Shares in Sports Direct International were down 9.6% this morning (14 December) as profit more than halved in the UK sportswear retailer’s first six months of the year, despite what chief executive Mike Ashley said was a “spectacular trading performance”.
In its interim results for the 26 weeks to the 29 October, the firm said reported profit before tax fell 67.3% to GBP45.8m (US$61.6m) from GBP140.2m a year earlier. The company said the prior year period included a profit of GBP119.7m relating to the sale of JD Sports plc shares. Gross margin narrowed by 180 basis points to 38.6% from 40.4% due to the impact of increased stock provisions and the continued impact of the US dollar exchange rate.
Group revenue meanwhile, increased 4.7% to GBP1.71bn from GBP1.64bn last year. Spots Direct said the uptick was aided by favourable Euro exchange rates and the acquisition of Bob’s Stores and Eastern Mountain Sports during the period. Excluding this acquisition, the Dunlop disposal and on a currency neutral basis, group revenue was up 1.2%.
UK sports retail sales fell by 1.4%, mainly due to reduced online promotional activity and store closures as part of the continued elevation of the portfolio, while international sports retail achieved sales growth of 4%, largely due to the translation of sales at an improved EUR/GBP exchange rate.
The company said it remains on course to deliver an increase in underlying earnings in line with its forecast in July.
Ashley added: “Our high street elevation strategy is currently delivering spectacular trading performance within our flagship stores.

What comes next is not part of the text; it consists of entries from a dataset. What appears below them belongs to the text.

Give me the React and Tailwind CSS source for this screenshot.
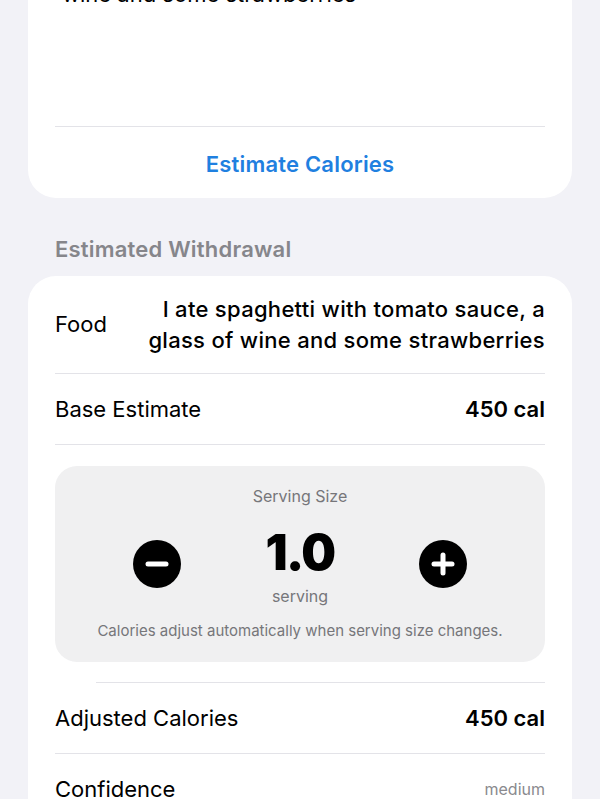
import React, { useState } from "react";

const Divider = ({ inset = "ml-[27px]" }) => <div className={`h-px bg-[#e3e3e8] ${inset}`} />;

const Row = ({ label, children }) => (
  <div className="flex items-center justify-between h-[70px] pl-[27px] pr-[27px]">
    <span className="text-[22px] text-black">{label}</span>
    {children}
  </div>
);

const RoundButton = ({ kind, onClick }) => (
  <button
    type="button"
    onClick={onClick}
    className="mt-[12px] w-[48px] h-[48px] rounded-full bg-black flex items-center justify-center"
  >
    <svg width="24" height="24" viewBox="0 0 24 24">
      <path d="M3 12h18" stroke="white" strokeWidth="5" strokeLinecap="round" />
      {kind === "plus" && <path d="M12 3v18" stroke="white" strokeWidth="5" strokeLinecap="round" />}
    </svg>
  </button>
);

export default function App() {
  const [serving, setServing] = useState(1);
  const base = 450;

  return (
    <div className="min-h-screen bg-[#f2f2f7] overflow-hidden font-['Inter',sans-serif] text-black">
      <div className="px-[28px]">
        {/* input card, scrolled partly out of view */}
        <div className="-mt-[60px] bg-white rounded-[28px]">
          <div className="h-[186px] px-[34px] pt-[12px] text-[22px] leading-[28px]">
            I ate spaghetti with tomato sauce, a glass of
            <br />
            wine and some strawberries
          </div>
          <Divider inset="mx-[27px]" />
          <button type="button" className="w-full h-[71px] pt-[4px] flex items-center justify-center text-[22px] font-semibold tracking-[0.2px] text-[#1f80e0]">
            Estimate Calories
          </button>
        </div>

        <div className="pt-[37px] pb-[13px] pl-[27px] text-[22px] leading-[28px] font-semibold tracking-[0.2px] text-[#86868b]">
          Estimated Withdrawal
        </div>

        <div className="bg-white rounded-[28px] pb-[40px]">
          <div className="flex items-center justify-between pl-[27px] pr-[27px] h-[97px]">
            <span className="text-[22px]">Food</span>
            <span className="text-right text-[22px] leading-[31px] font-medium w-[420px] tracking-[0.3px]">
              I ate spaghetti with tomato sauce, a glass of wine and some strawberries
            </span>
          </div>
          <Divider inset="mx-[27px]" />
          <Row label="Base Estimate">
            <span className="text-[22px] font-semibold">{base} cal</span>
          </Row>
          <Divider inset="mx-[27px]" />

          <div className="mx-[27px] mt-[21px] bg-[#f0f0f1] rounded-[22px] pt-[19px] pb-[21px] flex flex-col items-center">
            <div className="text-[16px] leading-[22px] text-[#76767a]">Serving Size</div>
            <div className="w-full flex items-start justify-between px-[78px] mt-[21px]">
              <RoundButton kind="minus" onClick={() => setServing(Math.max(0.5, serving - 0.5))} />
              <div className="flex flex-col items-center">
                <span className="text-[49px] leading-[50px] font-black tracking-[-1.5px]">{serving.toFixed(1)}</span>
                <span className="mt-[7px] text-[16px] leading-[22px] text-[#76767a]">serving</span>
              </div>
              <RoundButton kind="plus" onClick={() => setServing(serving + 0.5)} />
            </div>
            <div className="mt-[14px] text-[15px] leading-[20px] text-[#76767a]">
              Calories adjust automatically when serving size changes.
            </div>
          </div>

          <div className="mt-[20px]">
            <Divider inset="ml-[68px] mr-[27px]" />
          </div>
          <Row label="Adjusted Calories">
            <span className="text-[22px] font-semibold">{Math.round(base * serving)} cal</span>
          </Row>
          <Divider inset="mx-[27px]" />
          <Row label="Confidence">
            <span className="text-[16px] text-[#8a8a8e]">medium</span>
          </Row>
        </div>
      </div>
    </div>
  );
}
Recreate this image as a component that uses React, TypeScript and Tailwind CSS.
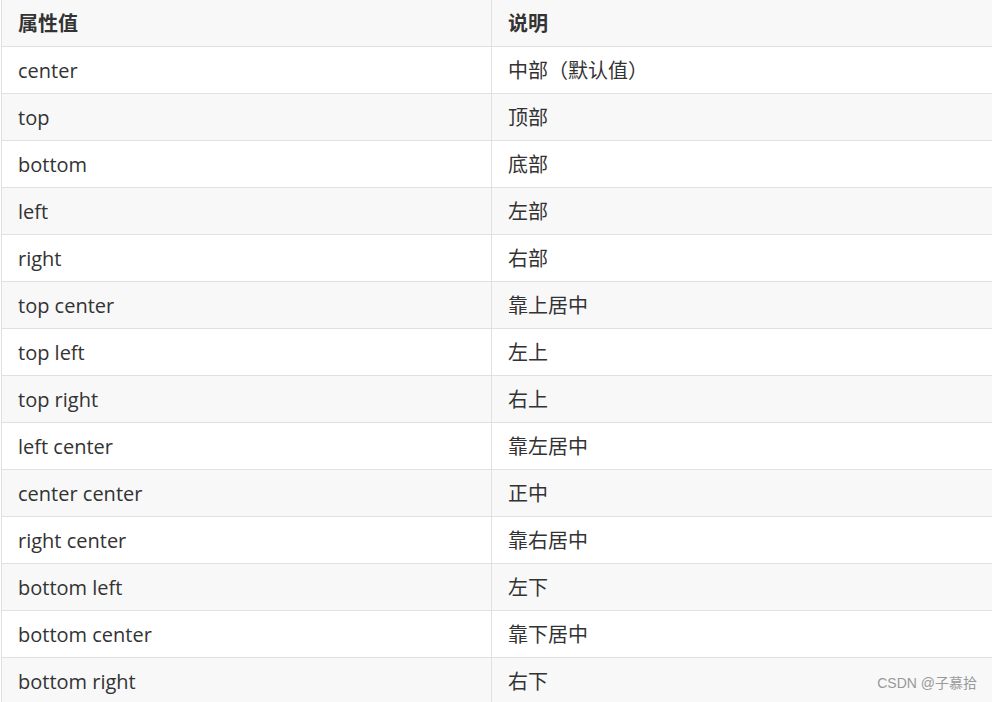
const ROWS: [string, string][] = [
  ["center", "中部（默认值）"],
  ["top", "顶部"],
  ["bottom", "底部"],
  ["left", "左部"],
  ["right", "右部"],
  ["top center", "靠上居中"],
  ["top left", "左上"],
  ["top right", "右上"],
  ["left center", "靠左居中"],
  ["center center", "正中"],
  ["right center", "靠右居中"],
  ["bottom left", "左下"],
  ["bottom center", "靠下居中"],
  ["bottom right", "右下"],
];

function Row({ a, b, head, shade }: { a: string; b: string; head?: boolean; shade: boolean }) {
  return (
    <div
      className={`grid grid-cols-[490px_1fr] h-[47px] border-b border-[#e0e0e0] ${shade ? "bg-[#f8f8f8]" : "bg-white"}`}
    >
      <div className={`flex items-center pl-4 pt-[2px] border-r border-[#e0e0e0] ${head ? "font-bold" : ""}`}>{a}</div>
      <div className={`flex items-center pl-4 pt-[2px] ${head ? "font-bold" : ""}`}>{b}</div>
    </div>
  );
}

export default function App() {
  return (
    <div className="relative w-[992px] h-[702px] overflow-hidden bg-white font-['Open_Sans','Noto_Sans_CJK_SC',sans-serif] text-[20px] text-[#333]">
      <div className="w-[1010px] border-l border-[#e0e0e0] ml-px -mt-px">
        <div className="h-px" />
        <Row a="属性值" b="说明" head shade />
        {ROWS.map(([a, b], i) => (
          <Row key={a} a={a} b={b} shade={i % 2 === 1} />
        ))}
      </div>
      <span className="absolute right-[15px] bottom-[8px] text-[14px] text-[#999] font-['Liberation_Sans','Noto_Sans_CJK_SC',sans-serif]">
        CSDN @子慕拾
      </span>
    </div>
  );
}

“Whilst our reported profit before tax has been impacted by fair value adjustments and transitional factors such as the disposal of assets in FY17; our underlying profit before tax remains healthy. We will continue to invest for the long-term and our net debt has increased in line with management expectations.”
He added the firm intends to open between ten and 20 new flagship stores next year and continues to expect that growth in underlying EBITDA during fiscal year 2018 will be within the forecast range of 5% to 15%.
Charlotte Pearce, retail analyst at GlobalData, notes despite Sports Direct’s value and low price credentials suiting consumers whose budgets are squeezed, UK sports retail revenue continues to underperform the UK sports goods market, which is forecast to rise 5.7% in 2017.
She adds the retailer’s plans to open between new flagship stores will help to improve brand image, especially as competitor JD Sports has focused on this. “However, with greater competition from retailers such as Asos launching own-brand ranges and the expansion of brands such as Nike and Adidas which are now more widely available through high street retailers such as Topshop, it will need to do more than open new flagship stores to increase destination appeal.
“Improvements in Sports Direct’s website will need to be made to be in line with its “elevated” store image and serious thought must be given to the brands it stocks both online and in-store, with ones such as Lee Cooper being outdated and ripe for removal. Working with fitness bloggers and relevant celebrities to raise awareness of its new stores, holding in-store events and promotion of these on social media for example, would help to build relevance, protect loyalty and aid shopper acquisition.”